濁ったシトリン

5年前泥棒に入られてから、なんとはなしに忌まわしいものになってしまった感のあるジュエリーボックス。泥棒にオルゴールも壊されてしまった。でも他にそういうものがないので、まだ痛ましいながらも現役。

高価なものを持っていたわけではなかった。でも、冠婚葬祭用の真珠と、骨董屋で見つけたシャネルのガーディニア、いくつかの小宝石類、外していたエンゲージリングと結婚指輪。ささやかだけど、思い出があって大切にしていたのに。無数の靴跡と、めちゃくちゃに放り出された引き出しの山の残像がいまだにトラウマ。

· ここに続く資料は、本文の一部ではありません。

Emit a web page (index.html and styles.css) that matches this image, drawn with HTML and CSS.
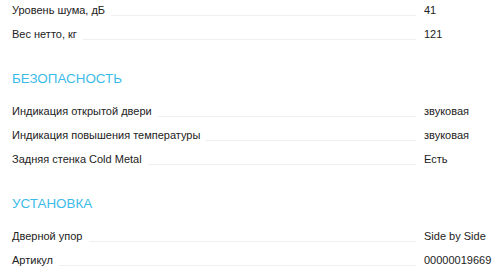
FILE: index.html
```html
<!DOCTYPE html>
<html lang="ru">
<head>
<meta charset="utf-8">
<link rel="stylesheet" href="styles.css">
</head>
<body>
<div class="specs">
  <div class="group first">
    <div class="row"><div class="name"><span>Уровень шума, дБ</span><i class="dots"></i></div><div class="val">41</div></div>
    <div class="row"><div class="name"><span>Вес нетто, кг</span><i class="dots"></i></div><div class="val">121</div></div>
  </div>
  <h2 class="title">БЕЗОПАСНОСТЬ</h2>
  <div class="group">
    <div class="row"><div class="name"><span>Индикация открытой двери</span><i class="dots"></i></div><div class="val">звуковая</div></div>
    <div class="row"><div class="name"><span>Индикация повышения температуры</span><i class="dots"></i></div><div class="val">звуковая</div></div>
    <div class="row"><div class="name"><span>Задняя стенка Cold Metal</span><i class="dots"></i></div><div class="val">Есть</div></div>
  </div>
  <h2 class="title">УСТАНОВКА</h2>
  <div class="group">
    <div class="row"><div class="name"><span>Дверной упор</span><i class="dots"></i></div><div class="val">Side by Side</div></div>
    <div class="row"><div class="name"><span>Артикул</span><i class="dots"></i></div><div class="val">00000019669</div></div>
  </div>
</div>
</body>
</html>
```
FILE: styles.css
```css
html, body {
  margin: 0;
  padding: 0;
  background: #ffffff;
}
body {
  font-family: "Liberation Sans", Arial, sans-serif;
  color: #222222;
  overflow: hidden;
}
.specs {
  padding: 0 0 0 12px;
}
.group.first {
  margin-top: -2px;
}
.row {
  display: grid;
  grid-template-columns: 1fr 76px;
  height: 24px;
  line-height: 24px;
  font-size: 11px;
}
.name {
  display: flex;
  align-items: baseline;
  padding-right: 8px;
}
.name span {
  white-space: nowrap;
}
.dots {
  flex: 1;
  margin-left: 6px;
  border-bottom: 1px solid #efefef;
  position: relative;
  top: 2px;
}
.val {
  white-space: nowrap;
}
.title {
  margin: 23px 0 10px 0;
  font-size: 13.4px;
  line-height: 20px;
  font-weight: normal;
  color: #3bbbe8;
}
```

それ以来放っておいたけれど、今朝思いなおして整理してみた。長らく開けなかった巾着に、忘れていた昔のものが入っていた。シトリンがついているチェーンで、クリスマスカードと、学生服のボタンが同じ袋に入っていた。なんだっけ?いつかのクリスマスに、ボーイフレンドがくれたんだと思う。首にまわしてみたら、ずいぶんきつい。これをもらったころは首がもっと細かったんだなあと、感心してしまう。指輪も8だったんだから・・・信じられない。黄水晶は白く濁っている、麺棒でみがいてみた・・・長いこと忘れていたから、もう光ってくれないのかもしれない。

災難だったけど、指輪入れに宝が増えている。
広告の紙でつくった指輪。子どもが指輪がなくなってがっかりしている親のために、つくってくれたんだった。思い出って大事ね。